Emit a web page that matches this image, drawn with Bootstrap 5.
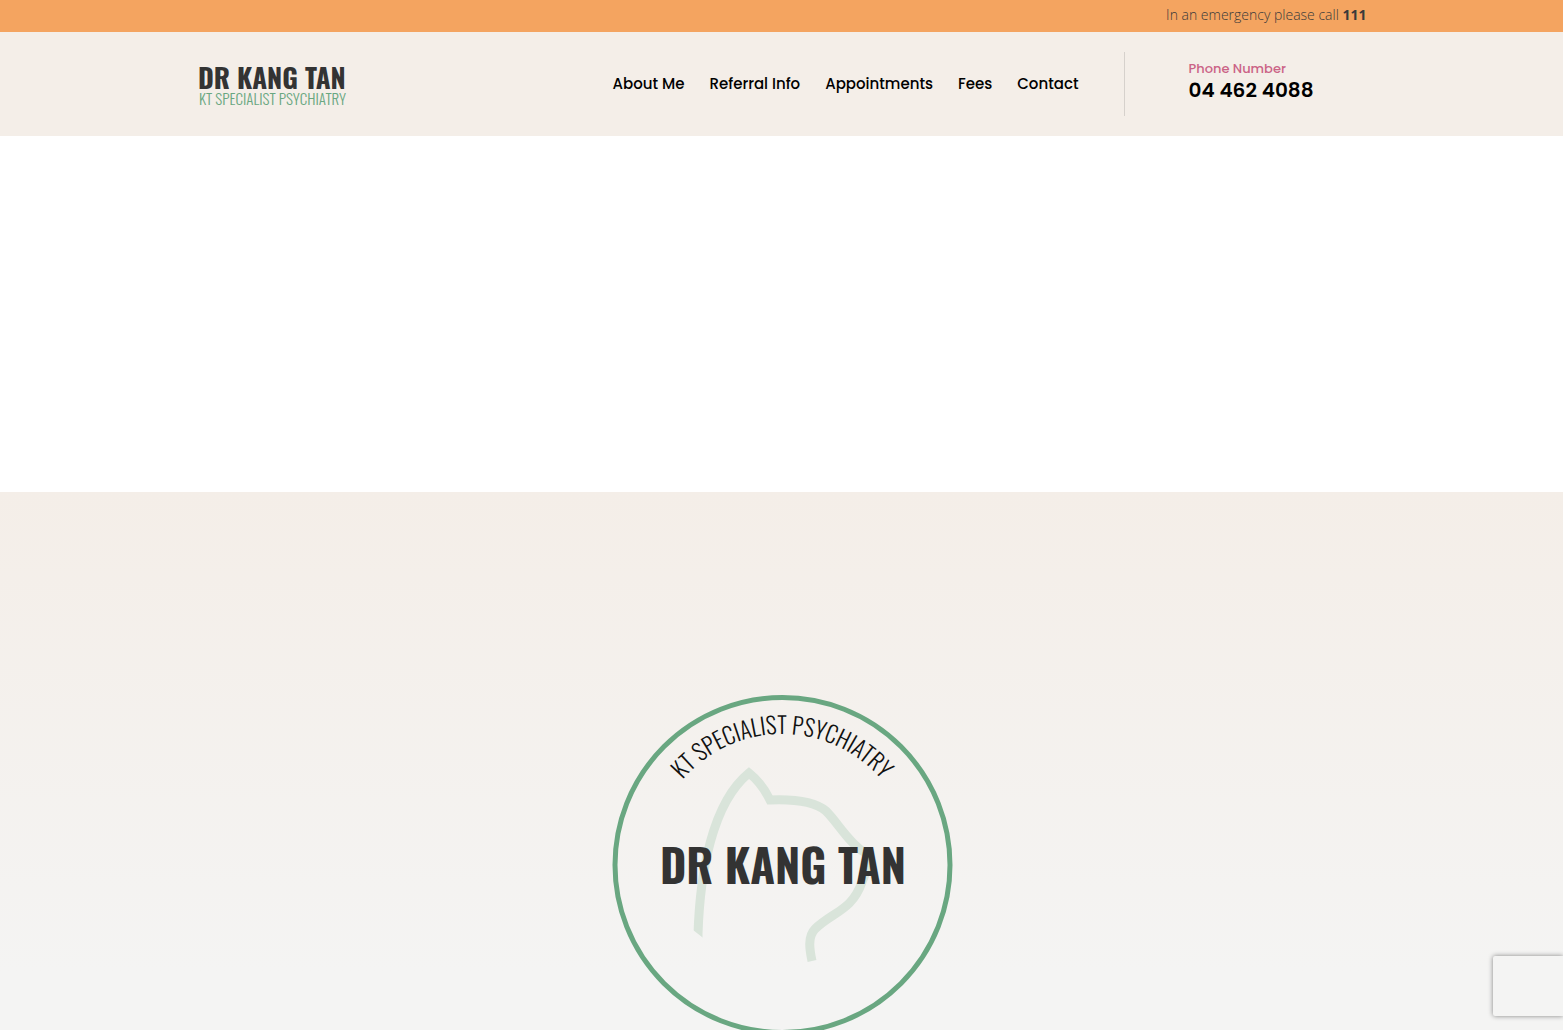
<!DOCTYPE html>
<html lang="en">
<head>
<meta charset="utf-8">
<meta name="viewport" content="width=device-width, initial-scale=1">
<title>Dr Kang Tan | KT Specialist Psychiatry</title>
<link href="https://cdn.jsdelivr.net/npm/bootstrap@5.3.0/dist/css/bootstrap.min.css" rel="stylesheet">
<style>
  body { font-family: "Open Sans", "Noto Sans", sans-serif; color: #3a3a3a; }
  .site-width { max-width: 1170px; }
  .alert-strip { background: #f4a460; height: 32px; font-size: 14px; line-height: 30px; font-weight: 300; }
  .site-header { background: #f4eee8; padding: 20px 0; font-family: Poppins, Inter, "Open Sans", sans-serif; }
  .main-nav { gap: 25px; font-size: 15px; font-weight: 500; padding-right: 45px; }
  .main-nav .nav-link { padding: 0; color: #000; line-height: 24px; }
  .phone-box { border-left: 1px solid #d6d1cc; width: 243px; min-height: 64px; padding-left: 64px; padding-top: 6px; }
  .phone-label { color: #cb6386; font-size: 13px; line-height: 22px; font-weight: 500; }
  .phone-link { color: #000; font-size: 20px; line-height: 20px; font-weight: 600; }
  .intro-space { height: 356px; }
  .hero { background: linear-gradient(#f4eee8, #f4f4f3 480px); padding-top: 200px; }
  .emblem { width: 346px; height: 346px; }
  .logo-face { font-family: Oswald, "Roboto Condensed", Roboto, sans-serif; }
  .captcha-tab { right: 0; bottom: 14px; width: 70px; height: 60px; background: #f4f4f3; border-radius: 2px 0 0 2px; box-shadow: 0 0 5px #808080; }
</style>
<script src="https://cdn.jsdelivr.net/npm/bootstrap@5.3.0/dist/js/bootstrap.bundle.min.js"></script>
</head>
<body>
<div class="vh-100 overflow-hidden d-flex flex-column">
  <div class="alert-strip flex-shrink-0">
    <div class="container-fluid site-width p-0 text-end">In an emergency please call <strong class="fw-bold">111</strong></div>
  </div>
  <header class="site-header flex-shrink-0">
    <div class="container-fluid site-width p-0 d-flex align-items-center">
      <a href="#" aria-label="Dr Kang Tan home" class="me-auto">
        <svg class="d-block logo-face" width="160" height="64" viewBox="0 0 160 64">
          <text x="1" y="37" font-size="27" font-weight="700" fill="#333">DR KANG TAN</text>
          <text x="2" y="53" font-size="15" font-weight="300" fill="#69a781">KT SPECIALIST PSYCHIATRY</text>
        </svg>
      </a>
      <nav class="nav main-nav" aria-label="Main">
        <a class="nav-link" href="#">About Me</a>
        <a class="nav-link" href="#">Referral Info</a>
        <a class="nav-link" href="#">Appointments</a>
        <a class="nav-link" href="#">Fees</a>
        <a class="nav-link" href="#">Contact</a>
      </nav>
      <div class="phone-box d-flex flex-column">
        <span class="phone-label">Phone Number</span>
        <a class="phone-link text-decoration-none" href="tel:044624088">04 462 4088</a>
      </div>
    </div>
  </header>
  <div class="intro-space flex-shrink-0"></div>
  <main class="hero flex-fill d-flex justify-content-center">
    <svg class="emblem flex-shrink-0 logo-face" viewBox="0 0 346 346" role="img" aria-label="Dr Kang Tan, KT Specialist Psychiatry">
      <defs>
        <path id="arc" d="M42 173A131 131 0 0 1 304 173"/>
        <clipPath id="outline-clip"><path d="M60 60H300V300H160L93 245L84 238H60Z"/></clipPath>
      </defs>
      <circle cx="173.500" cy="173" r="167.500" fill="none" stroke="#69a781" stroke-width="5"/>
      <path clip-path="url(#outline-clip)" d="M89 250V242C91 181 103 111 140 81C149 88 156 98 161 108C185 107 205 109 217 119C229 131 240 151 255 160C263 163 257 181 253 190C243 219 223 220 206 237C198 245 201 259 203 269" fill="none" stroke="#d9e4da" stroke-width="9"/>
      <text font-size="23" font-weight="300" fill="#111" text-anchor="middle"><textPath href="#arc" startOffset="50%">KT SPECIALIST PSYCHIATRY</textPath></text>
      <text x="174" y="192" font-size="45" font-weight="700" fill="#333" text-anchor="middle">DR KANG TAN</text>
    </svg>
  </main>
</div>
<div class="captcha-tab position-fixed"></div>
</body>
</html>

----------

YOUR GOAL: All the lines above are to be reproduced exactly, except the pictures.

RESULT OF THIS TASK:
Emit a web page that matches this image, drawn with Bootstrap 5.
<!DOCTYPE html>
<html lang="en">
<head>
<meta charset="utf-8">
<meta name="viewport" content="width=device-width, initial-scale=1">
<title>Dr Kang Tan | KT Specialist Psychiatry</title>
<link href="https://cdn.jsdelivr.net/npm/bootstrap@5.3.0/dist/css/bootstrap.min.css" rel="stylesheet">
<style>
  body { font-family: "Open Sans", "Noto Sans", sans-serif; color: #3a3a3a; }
  .site-width { max-width: 1170px; }
  .alert-strip { background: #f4a460; height: 32px; font-size: 14px; line-height: 30px; font-weight: 300; }
  .site-header { background: #f4eee8; padding: 20px 0; font-family: Poppins, Inter, "Open Sans", sans-serif; }
  .main-nav { gap: 25px; font-size: 15px; font-weight: 500; padding-right: 45px; }
  .main-nav .nav-link { padding: 0; color: #000; line-height: 24px; }
  .phone-box { border-left: 1px solid #d6d1cc; width: 243px; min-height: 64px; padding-left: 64px; padding-top: 6px; }
  .phone-label { color: #cb6386; font-size: 13px; line-height: 22px; font-weight: 500; }
  .phone-link { color: #000; font-size: 20px; line-height: 20px; font-weight: 600; }
  .intro-space { height: 356px; }
  .hero { background: linear-gradient(#f4eee8, #f4f4f3 480px); padding-top: 200px; }
  .emblem { width: 346px; height: 346px; }
  .logo-face { font-family: Oswald, "Roboto Condensed", Roboto, sans-serif; }
  .captcha-tab { right: 0; bottom: 14px; width: 70px; height: 60px; background: #f4f4f3; border-radius: 2px 0 0 2px; box-shadow: 0 0 5px #808080; }
</style>
<script src="https://cdn.jsdelivr.net/npm/bootstrap@5.3.0/dist/js/bootstrap.bundle.min.js"></script>
</head>
<body>
<div class="vh-100 overflow-hidden d-flex flex-column">
  <div class="alert-strip flex-shrink-0">
    <div class="container-fluid site-width p-0 text-end">In an emergency please call <strong class="fw-bold">111</strong></div>
  </div>
  <header class="site-header flex-shrink-0">
    <div class="container-fluid site-width p-0 d-flex align-items-center">
      <a href="#" aria-label="Dr Kang Tan home" class="me-auto">
        <svg class="d-block logo-face" width="160" height="64" viewBox="0 0 160 64">
          <text x="1" y="37" font-size="27" font-weight="700" fill="#333">DR KANG TAN</text>
          <text x="2" y="53" font-size="15" font-weight="300" fill="#69a781">KT SPECIALIST PSYCHIATRY</text>
        </svg>
      </a>
      <nav class="nav main-nav" aria-label="Main">
        <a class="nav-link" href="#">About Me</a>
        <a class="nav-link" href="#">Referral Info</a>
        <a class="nav-link" href="#">Appointments</a>
        <a class="nav-link" href="#">Fees</a>
        <a class="nav-link" href="#">Contact</a>
      </nav>
      <div class="phone-box d-flex flex-column">
        <span class="phone-label">Phone Number</span>
        <a class="phone-link text-decoration-none" href="tel:044624088">04 462 4088</a>
      </div>
    </div>
  </header>
  <div class="intro-space flex-shrink-0"></div>
  <main class="hero flex-fill d-flex justify-content-center">
    <svg class="emblem flex-shrink-0 logo-face" viewBox="0 0 346 346" role="img" aria-label="Dr Kang Tan, KT Specialist Psychiatry">
      <defs>
        <path id="arc" d="M42 173A131 131 0 0 1 304 173"/>
        <clipPath id="outline-clip"><path d="M60 60H300V300H160L93 245L84 238H60Z"/></clipPath>
      </defs>
      <circle cx="173.500" cy="173" r="167.500" fill="none" stroke="#69a781" stroke-width="5"/>
      <path clip-path="url(#outline-clip)" d="M89 250V242C91 181 103 111 140 81C149 88 156 98 161 108C185 107 205 109 217 119C229 131 240 151 255 160C263 163 257 181 253 190C243 219 223 220 206 237C198 245 201 259 203 269" fill="none" stroke="#d9e4da" stroke-width="9"/>
      <text font-size="23" font-weight="300" fill="#111" text-anchor="middle"><textPath href="#arc" startOffset="50%">KT SPECIALIST PSYCHIATRY</textPath></text>
      <text x="174" y="192" font-size="45" font-weight="700" fill="#333" text-anchor="middle">DR KANG TAN</text>
    </svg>
  </main>
</div>
<div class="captcha-tab position-fixed"></div>
</body>
</html>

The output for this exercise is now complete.